Besides, he adds, heightened political risk tends to be part of the equation for junior companies.
"If this project were in Nevada, we wouldn't have it," he said.
Nevada, as it turns out, takes top spot for "policy potential" in the Fraser Institute's annual survey of risk factors for miners.
Bolivia pulls in at 56 of 64 jurisdictions -- below favoured locales such as fourth-ranked Chile but ahead of Zimbabwe, which pegged a record low of 2.4 out of a possible 100 in the 2005/2006 survey.
Even though Bolivia's mining regulations were unchanged by the May 1 decree for the oil and gas business, shares of mining companies that have big stakes in the country were hammered, reflecting investor worries about possible delays or even confiscation of mining projects. "Given the potential for direct market impacts relating to changes in the political landscape, the market may begin to focus more on the geographical exposure of a company's asset base," RBC Capital Markets analyst Michael Curran said in a May 3 report on silver stocks.
Denver-based Apex Silver Mines Ltd., which is developing the San Cristobal silver-zinc-lead mine in Bolivia, has the greatest exposure to Bolivia, the report said. The report also looked at Venezuela, where populist president Hugo Chavez caused a stir last fall when he talked about reforms in the mining sector.
Mr. Chavez's comments have also proved a headache for Toronto-based Crystallex International Corp., which is developing the Las Cristinas gold project in Venezuela.
Crystallex shares were pounded last September after Mr. Chavez's comments sparked fears of wholesale nationalization, fears that ebbed somewhat after officials said reforms would be aimed at companies not actively investing in their properties. Crystallex shares have since recovered.
For the most part, the market takes so-called country risks into account through valuation multiples, CIBC World Markets analyst Barry Cooper said in a report Wednesday. Political risk can be forgotten in a bull market and is difficult to quantify, he added.
Using the Fraser Institute rankings, Mr. Cooper ranked gold producers he covers in terms of country risk by reserves and production.
The most at-risk company was Toronto-based High River Gold Mines Ltd., which has assets in Russia and the West African country of Burkina Faso, while the least at-risk company was Meridian Gold, whose sole producing mine is in Chile.
A big question mark is hanging over Peru, where two leftist candidates will face off in a run-off presidential election on June 4.

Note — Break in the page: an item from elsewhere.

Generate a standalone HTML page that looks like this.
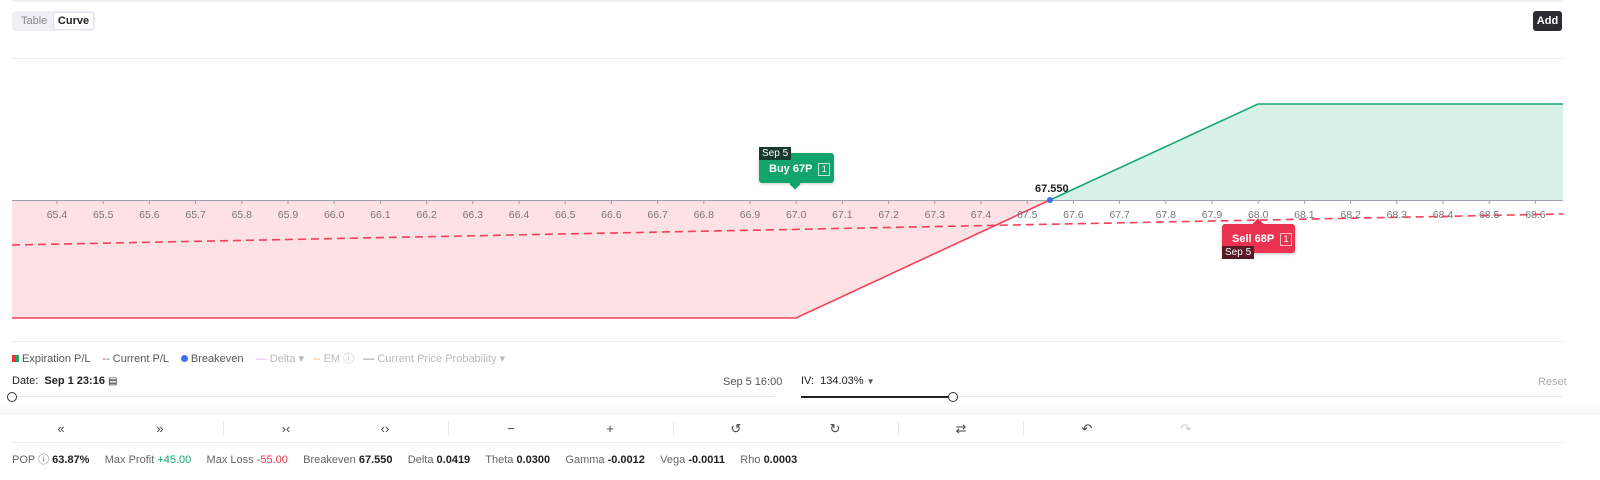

Ollanta Humala, who won the first round of the election in April, has talked of renegotiating contracts with international mining companies, although he has denied that he plans to nationalize the country's mining sector.
Major companies including gold miner Barrick Gold Corp. and base metal producers Teck Cominco Ltd. and Falconbridge Ltd. all have operations or projects in Peru.
Silver producers Pan American Silver Corp., Silver Wheaton Corp. and Silver Standard Resources Inc. also have assets in Peru.
The high-risk/high-reward motto holds true in many instances, said Sprott Asset Management Inc. chairman Eric Sprott.
His firm recently paid a little over $1-million to acquire a 13-per-cent stake in New World, and is not averse to making other investments in Bolivia, Mr. Sprott said.
Risky business
Several South American governments eager to gain a bigger slice of resource revenue are moving quickly to rewrite the rules for foreign companies operating within their borders.
Bolivia: The impoverished country has the second-largest natural gas reserves in South America after Venezuela, and disputes over how it should manage those riches have sparked several popular revolts since 2003. The nationalization plan announced by President Evo Morales stipulates companies will have to leave Bolivia unless they sign contracts recognizing state control.
Venezuela: President Hugo Chavez has rattled oil markets with takeovers in the world's fifth-largest crude exporter. A group of 16 international companies last month converted subcontracting deals to joint ventures, giving state oil company PDVSA a majority stake.
Ecuador: Lawmakers in South America's fifth-largest producer last month approved a bill that will force oil companies to hand over at least 50 per cent of profits resulting from oil revenues above benchmark prices. Most oil companies have said the reforms are unconstitutional and threatened to sue.
Peru: Citizens went to the polls on April 9 to elect a new president and two leftist candidates appear headed into a runoff vote on May 28 or June 4. Peru's business environment is likely to change regardless of who wins, as 92 per cent of Peruvians would like the government to review the hydrocarbon laws, according to local polls, analysts PFC Energy said.